At various points, you’ll be provided brief introductions to useful ‘data viz’ concepts. Lists-of-lists are a means of managing multidimensional data, so now seems an opportune time to review the role of dimension in data visualisation. Before moving onto writing any code, though, we’ll look at a hypothetical scenario demonstrating how list data translates into visual output.
Introduction
Computers are remarkably efficient data processing tools. It’s not surprising to discover that VisiCalc, a spreadsheet application released in 1979, is considered the world’s first killer application. Killer applications lead consumers to adopt new hard- or software platforms. Video game examples include the Atari 2600 port of Space Invaders, which the quadrupled console’s sales. Tetris is credited as the Nintendo Gameboy’s killer app and to date remains the product line’s top-selling game of all time.
Email is another killer app, albeit more of a messaging protocol. Before email, many people felt they didn’t need an Internet connection, or even a computer for that matter. Shortly after email went mainstream, web browsers converted many remaining online holdouts. Websites have been tracking visitor traffic since the early days of the Web. Nowadays, smart devices gather information from machines, animals, and people. We gather ever vaster quantities of data, yet much of it remains unused. Data visualisation presents opportunities to better utilise it – conveying concepts in a more accessible manner and even providing inputs to experiment with different scenarios.
Raw data is typically structured in a tabular type arrangement. It can be handwritten or captured electronically (CSV files, databases, etc.), but ultimately, can be dumped into a spreadsheet without too much hassle. However, scrolling through endless rows and columns is hardly an effective or engaging approach to analysis. Graphs help by presenting data more insightfully, also making it easier to present findings to others. Lotus 1-2-3, VisiCalc’s usurper, introduced several graphing features, which have been common spreadsheet fixtures ever since. If your spreadsheet software lacks the chart you need, you’ll likely find an app/web-app or programming library suited to the task. Plotly and matplotlib are well worth exploring.
Visualising Tetris Scores
In this section, we’ll be analysing some gameplay data. The focus is the visualisation of this data. There’s no need to write any code, but you’ll need to read through some. In the next section, you’ll apply this theory in Processing.

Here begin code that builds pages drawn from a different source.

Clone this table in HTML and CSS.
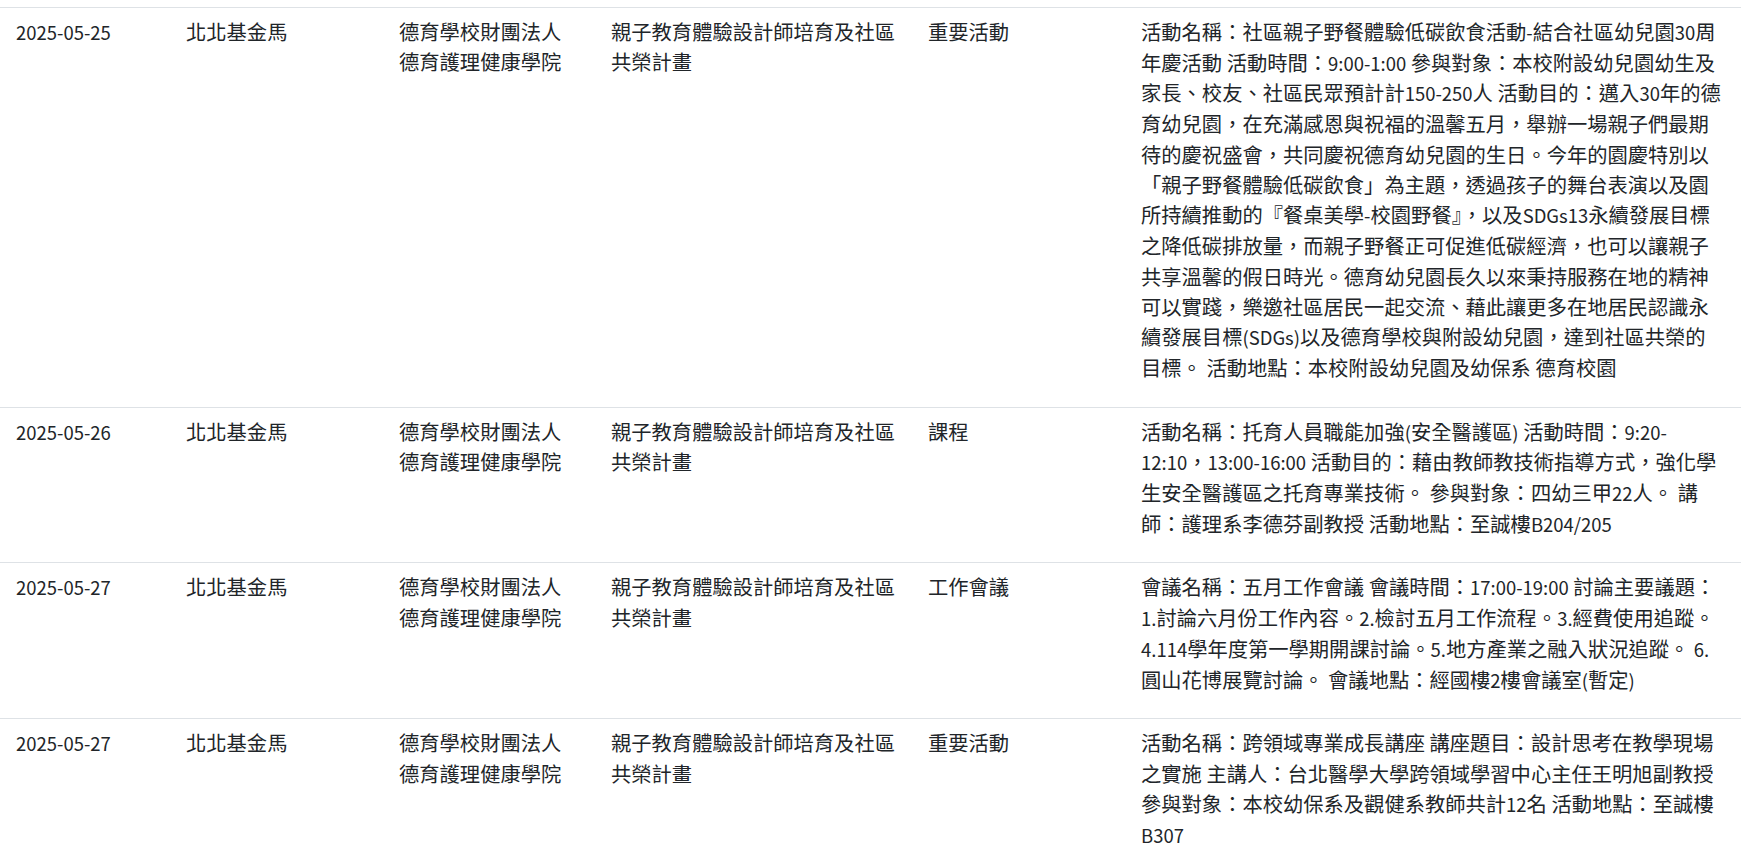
FILE: index.html
```html
<!DOCTYPE html>
<html lang="zh-Hant">
<head>
<meta charset="utf-8">
<title>活動紀錄</title>
<link rel="stylesheet" href="styles.css">
</head>
<body>
<table class="records">
  <colgroup>
    <col class="c-date">
    <col class="c-area">
    <col class="c-org">
    <col class="c-plan">
    <col class="c-type">
    <col class="c-desc">
  </colgroup>
  <tbody>
    <tr>
      <td><span class="lat">2025-05-25</span></td>
      <td>北北基金馬</td>
      <td>德育學校財團法人德育護理健康學院</td>
      <td>親子教育體驗設計師培育及社區共榮計畫</td>
      <td>重要活動</td>
      <td class="desc"><p>活動名稱：社區親子野餐體驗低碳飲食活動<span class="lat">-</span>結合社區幼兒園<span class="lat">30</span>周年慶活動 活動時間：<span class="lat">9:00-1:00</span> 參與對象：本校附設幼兒園幼生及家長、校友、社區民眾預計計<span class="lat">150-250</span>人 活動目的：邁入<span class="lat">30</span>年的德育幼兒園，在充滿感恩與祝福的溫馨五月，舉辦一場親子們最期待的慶祝盛會，共同慶祝德育幼兒園的生日。今年的園慶特別以「親子野餐體驗低碳飲食」為主題，透過孩子的舞台表演以及園所持續推動的『餐桌美學<span class="lat">-</span>校園野餐』，以及<span class="lat">SDGs13</span>永續發展目標之降低碳排放量，而親子野餐正可促進低碳經濟，也可以讓親子共享溫馨的假日時光。德育幼兒園長久以來秉持服務在地的精神可以實踐，樂邀社區居民一起交流、藉此讓更多在地居民認識永續發展目標<span class="lat">(SDGs)</span>以及德育學校與附設幼兒園，達到社區共榮的目標。 活動地點：本校附設幼兒園及幼保系 德育校園</p></td>
    </tr>
    <tr>
      <td><span class="lat">2025-05-26</span></td>
      <td>北北基金馬</td>
      <td>德育學校財團法人德育護理健康學院</td>
      <td>親子教育體驗設計師培育及社區共榮計畫</td>
      <td>課程</td>
      <td class="desc"><p>活動名稱：托育人員職能加強<span class="lat">(</span>安全醫護區<span class="lat">)</span> 活動時間：<span class="lat">9:20-12:10</span>，<span class="lat">13:00-16:00</span> 活動目的：藉由教師教技術指導方式，強化學生安全醫護區之托育專業技術。 參與對象：四幼三甲<span class="lat">22</span>人。 講師：護理系李德芬副教授 活動地點：至誠樓<span class="lat">B204/205</span></p></td>
    </tr>
    <tr>
      <td><span class="lat">2025-05-27</span></td>
      <td>北北基金馬</td>
      <td>德育學校財團法人德育護理健康學院</td>
      <td>親子教育體驗設計師培育及社區共榮計畫</td>
      <td>工作會議</td>
      <td class="desc"><p>會議名稱：五月工作會議 會議時間：<span class="lat">17:00-19:00</span> 討論主要議題：<span class="lat">1.</span>討論六月份工作內容。<span class="lat">2.</span>檢討五月工作流程。<span class="lat">3.</span>經費使用追蹤。<span class="lat">4.114</span>學年度第一學期開課討論。<span class="lat">5.</span>地方產業之融入狀況追蹤。 <span class="lat">6.</span>圓山花博展覽討論。 會議地點：經國樓<span class="lat">2</span>樓會議室<span class="lat">(</span>暫定<span class="lat">)</span></p></td>
    </tr>
    <tr>
      <td><span class="lat">2025-05-27</span></td>
      <td>北北基金馬</td>
      <td>德育學校財團法人德育護理健康學院</td>
      <td>親子教育體驗設計師培育及社區共榮計畫</td>
      <td>重要活動</td>
      <td class="desc"><p>活動名稱：跨領域專業成長講座 講座題目：設計思考在教學現場之實施 主講人：台北醫學大學跨領域學習中心主任王明旭副教授 參與對象：本校幼保系及觀健系教師共計<span class="lat">12</span>名 活動地點：至誠樓<span class="lat">B307</span></p></td>
    </tr>
  </tbody>
</table>
</body>
</html>
```

FILE: styles.css
```css
html, body {
  margin: 0;
  padding: 0;
  background: #ffffff;
}

body {
  font-family: "Noto Sans CJK TC", "Noto Sans", sans-serif;
  font-size: 20.3px;
  line-height: 1.5;
  color: #212529;
  overflow: hidden;
}

.records {
  width: 100%;
  table-layout: fixed;
  border-collapse: collapse;
  margin-top: 7px;
}

.c-date { width: 170px; }
.c-area { width: 213px; }
.c-org  { width: 212px; }
.c-plan { width: 317px; }
.c-type { width: 213px; }
.c-desc { width: auto; }

.records td {
  vertical-align: top;
  padding: 8px 16px;
  border-top: 1px solid #dee2e6;
}

/* Latin runs are set a little narrower than the CJK face's own Latin glyphs */
.lat {
  font-size: 0.91em;
}

.desc p {
  margin: 0 0 16px;
}
```
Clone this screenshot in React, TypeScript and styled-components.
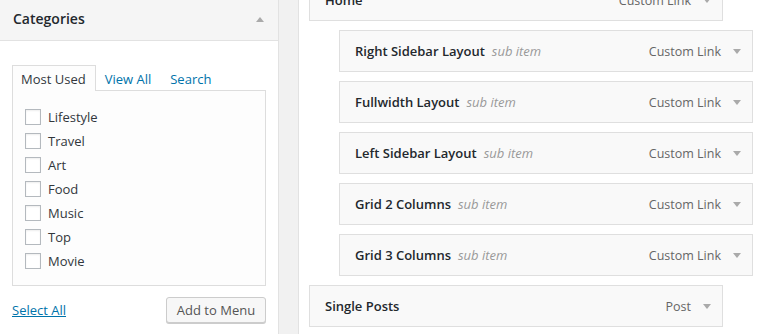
import React from "react";
import styled, { createGlobalStyle } from "styled-components";

const Global = createGlobalStyle`
  html, body { margin: 0; padding: 0; background: #fff; }
  body { font-family: "Open Sans", "Liberation Sans", sans-serif; font-size: 13px; color: #32373c; }
  * { box-sizing: border-box; }
`;

const Page = styled.div`
  display: flex;
  width: 764px;
  height: 334px;
  overflow: hidden;
  background: #fff;
`;

const Sidebar = styled.div`
  width: 279px;
  flex: none;
  background: #fff;
  border-right: 1px solid #e2e2e2;
  display: flex;
  flex-direction: column;
`;

const Gutter = styled.div`
  width: 20px;
  flex: none;
  background: #f1f1f1;
  border-right: 1px solid #e2e2e2;
`;

const BoxHeader = styled.div`
  height: 41px;
  flex: none;
  background: #f5f5f5;
  border-bottom: 1px solid #e2e2e2;
  display: flex;
  align-items: center;
  justify-content: space-between;
  padding: 0 14px 0 13px;
`;

const BoxTitle = styled.h3`
  margin: 0;
  font-size: 14px;
  font-weight: 600;
  color: #23282d;
  line-height: 1;
  margin-top: -2px;
`;

const Caret = styled.span<{ $up?: boolean }>`
  display: inline-block;
  flex: none;
  width: 0;
  height: 0;
  border-left: 4px solid transparent;
  border-right: 4px solid transparent;
  ${(p) => (p.$up ? "border-bottom: 5px solid #aaa; margin-top: -2px;" : "border-top: 5px solid #aaa;")}
`;

const BoxBody = styled.div`
  padding: 24px 12px 0 12px;
  display: flex;
  flex-direction: column;
`;

const Tabs = styled.ul`
  list-style: none;
  margin: 0;
  padding: 0;
  display: flex;
  position: relative;
  z-index: 1;
`;

const Tab = styled.li<{ $active?: boolean }>`
  height: 26px;
  padding: 0 9px 0 8px;
  display: flex;
  align-items: center;
  border: 1px solid ${(p) => (p.$active ? "#ddd" : "transparent")};
  border-bottom: none;
  background: ${(p) => (p.$active ? "#fdfdfd" : "transparent")};
  color: ${(p) => (p.$active ? "#32373c" : "#0073aa")};
  font-size: 13px;
  margin-bottom: -1px;
`;

const TabPanel = styled.div`
  height: 196px;
  border: 1px solid #ddd;
  background: #fdfdfd;
  padding: 18px 12px 0 12px;
  display: flex;
  flex-direction: column;
  gap: 8px;
`;

const CheckRow = styled.label`
  display: flex;
  align-items: center;
  gap: 7px;
  height: 16px;
  font-size: 13px;
  color: #32373c;
`;

const Check = styled.span`
  width: 16px;
  height: 16px;
  flex: none;
  border: 1px solid #b4b9be;
  background: #fff;
  box-shadow: inset 0 1px 2px rgba(0, 0, 0, 0.07);
`;

const Actions = styled.div`
  display: flex;
  align-items: center;
  justify-content: space-between;
  margin-top: 11px;
`;

const TextLink = styled.a`
  color: #0073aa;
  text-decoration: underline;
  font-size: 13px;
  margin-top: -1px;
`;

const Button = styled.button`
  width: 100px;
  height: 26px;
  border: 1px solid #ccc;
  border-radius: 3px;
  background: #f7f7f7;
  box-shadow: 0 1px 0 #ccc;
  color: #555;
  font-family: "Open Sans", "Liberation Sans", sans-serif;
  font-size: 13px;
  padding: 0;
  line-height: 24px;
`;

const MenuArea = styled.div`
  flex: 1;
  background: #fff;
  padding-left: 10px;
`;

const MenuList = styled.ul`
  list-style: none;
  margin: -21px 0 0 0;
  padding: 0;
  display: flex;
  flex-direction: column;
  gap: 9px;
`;

const MenuItem = styled.li<{ $depth: number }>`
  width: 414px;
  height: 42px;
  margin-left: ${(p) => p.$depth * 30}px;
  border: 1px solid #dfdfdf;
  background: #f9f9f9;
  display: flex;
  align-items: center;
  padding: 0 11px 0 15px;
`;

const ItemTitle = styled.span`
  font-weight: 600;
  font-size: 13px;
  color: #23282d;
`;

const SubLabel = styled.span`
  font-style: italic;
  color: #999;
  margin-left: 7px;
  font-size: 13px;
`;

const ItemType = styled.span`
  margin-left: auto;
  color: #666;
  font-size: 12.5px;
  margin-right: 12px;
`;

const items: { title: string; type: string; depth: number }[] = [
  { title: "Home", type: "Custom Link", depth: 0 },
  { title: "Right Sidebar Layout", type: "Custom Link", depth: 1 },
  { title: "Fullwidth Layout", type: "Custom Link", depth: 1 },
  { title: "Left Sidebar Layout", type: "Custom Link", depth: 1 },
  { title: "Grid 2 Columns", type: "Custom Link", depth: 1 },
  { title: "Grid 3 Columns", type: "Custom Link", depth: 1 },
  { title: "Single Posts", type: "Post", depth: 0 },
];

const categories = ["Lifestyle", "Travel", "Art", "Food", "Music", "Top", "Movie"];

export default function App() {
  return (
    <>
      <Global />
      <Page>
        <Sidebar>
          <BoxHeader>
            <BoxTitle>Categories</BoxTitle>
            <Caret $up />
          </BoxHeader>
          <BoxBody>
            <Tabs>
              <Tab $active>Most Used</Tab>
              <Tab>View All</Tab>
              <Tab>Search</Tab>
            </Tabs>
            <TabPanel>
              {categories.map((c) => (
                <CheckRow key={c}>
                  <Check />
                  {c}
                </CheckRow>
              ))}
            </TabPanel>
            <Actions>
              <TextLink href="#">Select All</TextLink>
              <Button>Add to Menu</Button>
            </Actions>
          </BoxBody>
        </Sidebar>
        <Gutter />
        <MenuArea>
          <MenuList>
            {items.map((it) => (
              <MenuItem key={it.title} $depth={it.depth}>
                <ItemTitle>{it.title}</ItemTitle>
                {it.depth > 0 && <SubLabel>sub item</SubLabel>}
                <ItemType>{it.type}</ItemType>
                <Caret />
              </MenuItem>
            ))}
          </MenuList>
        </MenuArea>
      </Page>
    </>
  );
}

In 2010, the inaugural Classic Tetris World Championship (CTWC) took place in Los Angeles, California. The organisers opted for the NES (8-bit Nintendo Entertainment System) version of Tetris, played on original hardware connected to a CRT television screen. The event has run annually ever since, although the venue has moved to Portland, Oregon. In 2017, one could qualify with a score of around 500,000. Now, suppose you wished to enter the upcoming CTWC. You’ve bought a console, cartridge, and CRT television, and have trained for months. However, your high scores seem to have plateaued. To help analyse and (hopefully) improve your scores, you decide to visualise your performance using Python.
To begin, you create a list containing all the dates you’ve played.
dates = [ 'Jan 28', 'Feb 04', ... ]You then write some code that plots these values along a single axis labelled “Date”.
From this one-dimensional plot, you can determine how frequently you play. For a solid blue line of dots, you’d have to have been playing daily. There are significant gaps on either end (you purchased the equipment in late January; now it’s almost mid-May) as well as irregular intervals of non-play, but more prominently so towards the start. On average, you are playing around six days a month, and this is increasing. Statisticians would refer to this as an example of univariate analysis because we are concerned with a single variable (the dates you’ve played). Such analysis is useful for describing features like central tendency (mean, median, mode) and dispersion (range, variance, standard deviation).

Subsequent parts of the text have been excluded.